Timelines can be useful in teaching in a variety of ways.
The most obvious is having students create a timeline on a particular topic that can be represented chronologically or progressively. The choices the student makes of what to include on the timeline and what to say about the events not only help the student learn the material, but also to analyze the available information for what is most salient about the topic.
The teacher can also use timelines to present material to students in a way to better illustrate the kind of connections events have within a span of time. A timeline might open class discussions about how and in what ways an event affected other events that followed; or visualizing events on a timeline could reveal that previous assumptions of associations weren’t really so.
Further, a class can contribute to a timeline tied to a teacher’s web site (or D2L), and multiple classes can contribute entries from semester to semester, creating an on-going wiki of sorts. In this way, the entries by previous students serve to teach subsequent students and provide models of a successful entry. (Eventually, depending on the topic, the wiki timeline would need to be taken down and started blank again for a new round of classes.) George Pullman in the English department (and the co-director of CII) uses this approach in his Greek Rhetoric class—his timeline is meant to gather a “chronology of events thought to be significant to the development of Rhetoric,” and is created with Tiki-Toki, which is a free (for basic services) web-based software. Students are given a password that allows them to create new information on the timeline set up by their teacher.
I believe timeline software also can be used to create portfolios of short, low-stakes writing assignments, particularly those that build toward a longer project or research paper. Although it’s perfectly acceptable to keep writing portfolios in electronic folders, and a folder does allow students to see how they’re progressing, there is different and perhaps more effective visual effect if students enter the same assignments on a timeline. We don’t normally think of timelines in this way, but you can build a timeline in a “chapter format.” For example, each chunk of the timeline can be named for the short writing assignment, and these chunks then would appear in chronological order of the date of the assignment. The example below built with Beedocs 3-D Timeline Software shows the bottom of the timeline, which reaches up vertically to accommodate the length of the text for an individual assignment.

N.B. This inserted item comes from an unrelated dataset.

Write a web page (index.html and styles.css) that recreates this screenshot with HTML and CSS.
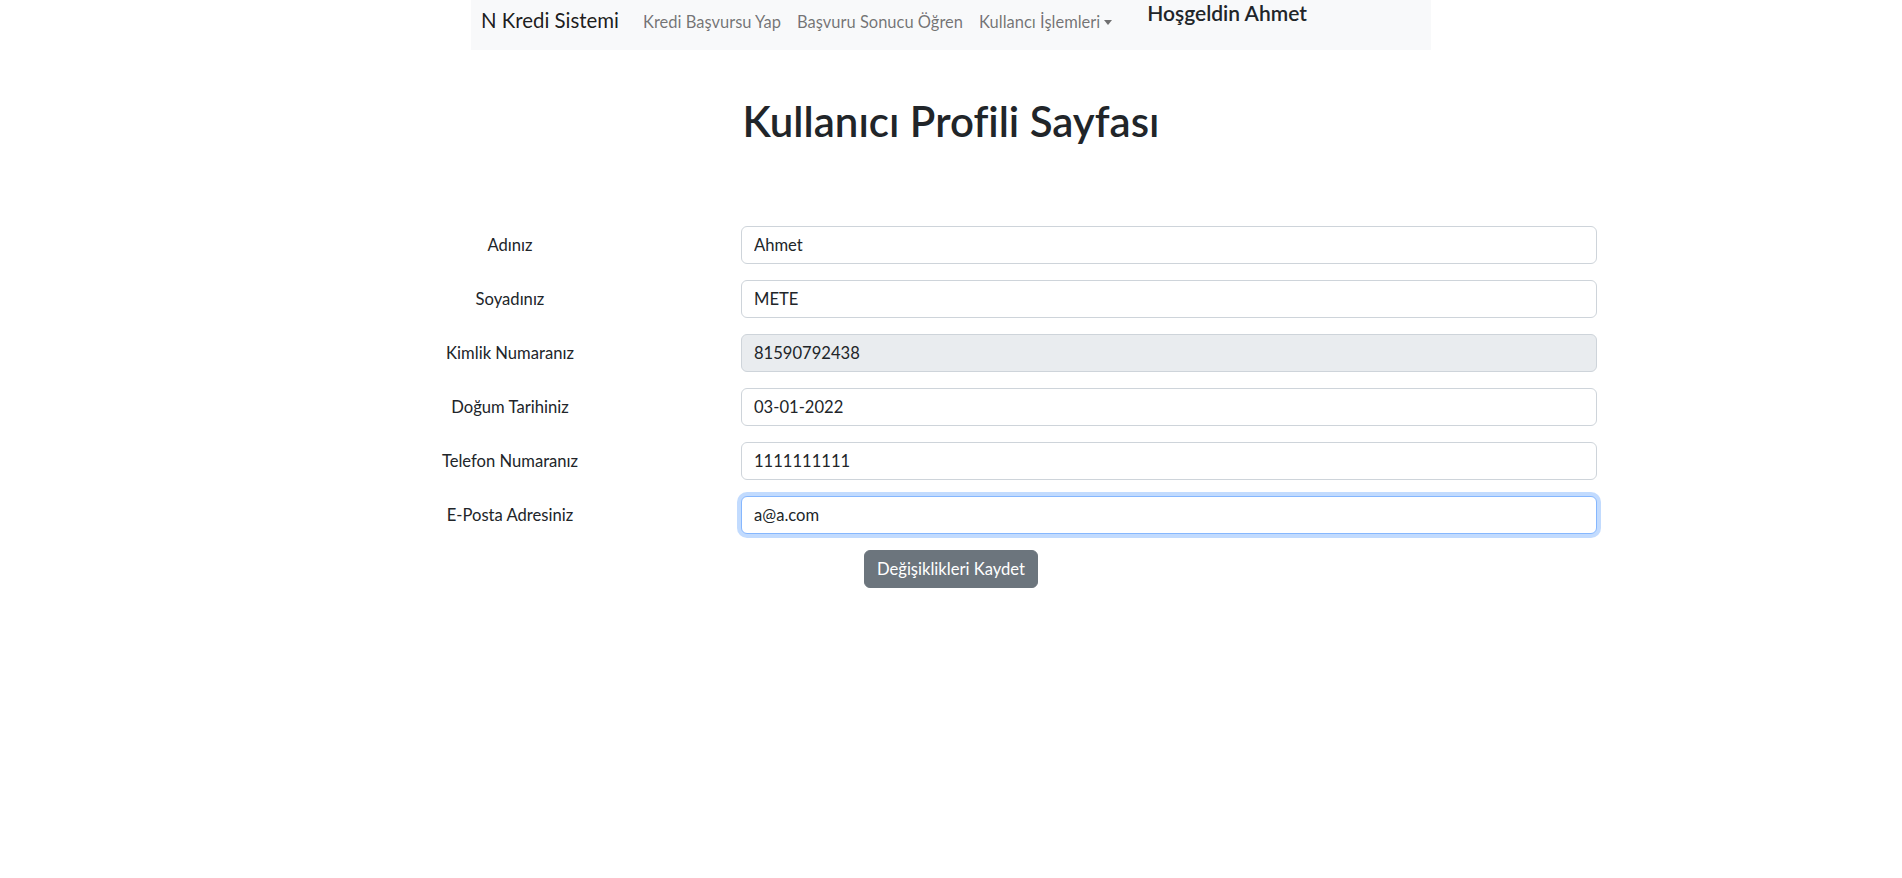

You see at the bottom of this image that each column represents a “Research Journal Assignment” that is numbered. Though this is a screen shot and doesn’t scroll, in the actual timeline a student (or teacher) would be able to scroll up and down and right to left to view their texts. By the end of the semester the student would be able to review in one document (their timeline) all the writing they did as preparatory work toward their larger project or research paper.
Again, this would work for short writing assignments. The screen shot below shows the top of the columns of assignments to show that the writing isn’t extensive and easily contained within the timeline column “chapter.”
The trick with this kind of adaptation is to be able to use a free software, and a software that allows the student timeline to be uploaded to D2L. I hope the new software, Timestream, (which is free to university students and faculty) that Justin Lonsbury let us know about this past week could be used in this manner. I’m eager to check it out—though I’ll have a short delay in order to upgrade my OS level to a new and different animal.
There are many ways that undergraduate and graduate students could use timelines to study, to organize their research material, or to present their research. For instance, timelines can be used to:
- organize research data for any topic with chronological information;
- show progressive drafts toward a research paper;
- visualize literature reviews;
- create comprehensive exam study notes;
- maintain scholarly research notes; and
- build a research timeline displaying research useful for other scholars (One good example is the Michael Friendly and Daniel J. Denis timeline displaying the history of data visualization that I mentioned in my last post.)
If you haven’t already looked at the Friendly and Denis timeline, Milestones in the History of Thematic Cartography, Statistical Graphics, and Data Visualization, I highly recommend it. Here’s their own description of how their interactive timeline works and a screen shot to pique your interest. “This page provides a graphic overview of the events in the history of data visualization that we call “milestones.” These milestones are shown below in the form of an interactive timeline. The timeline is divided into two vertical sections. You can drag each section left or right to see milestones of different time periods. You can also click one of the links at the bottom of the timeline to jump to a particular epoch. Each of the milestones in the timeline can be clicked to reveal its summary that includes both a link to its full details and a category to which it belongs. The category can also be clicked to initiate a search of other milestone’s based on that category.”
I plan another post on Timelines, and one thing I will do in that future blog is give a list of more timeline software to choose from.
I’ll end by noting that Timelines are a type of software used more and more frequently in the professional world—for example, to present information in court cases and to visualize incremental deadlines within a larger project. By learning to use and design timelines within their coursework, students can gain further digital literacy skills, which could help them professionally.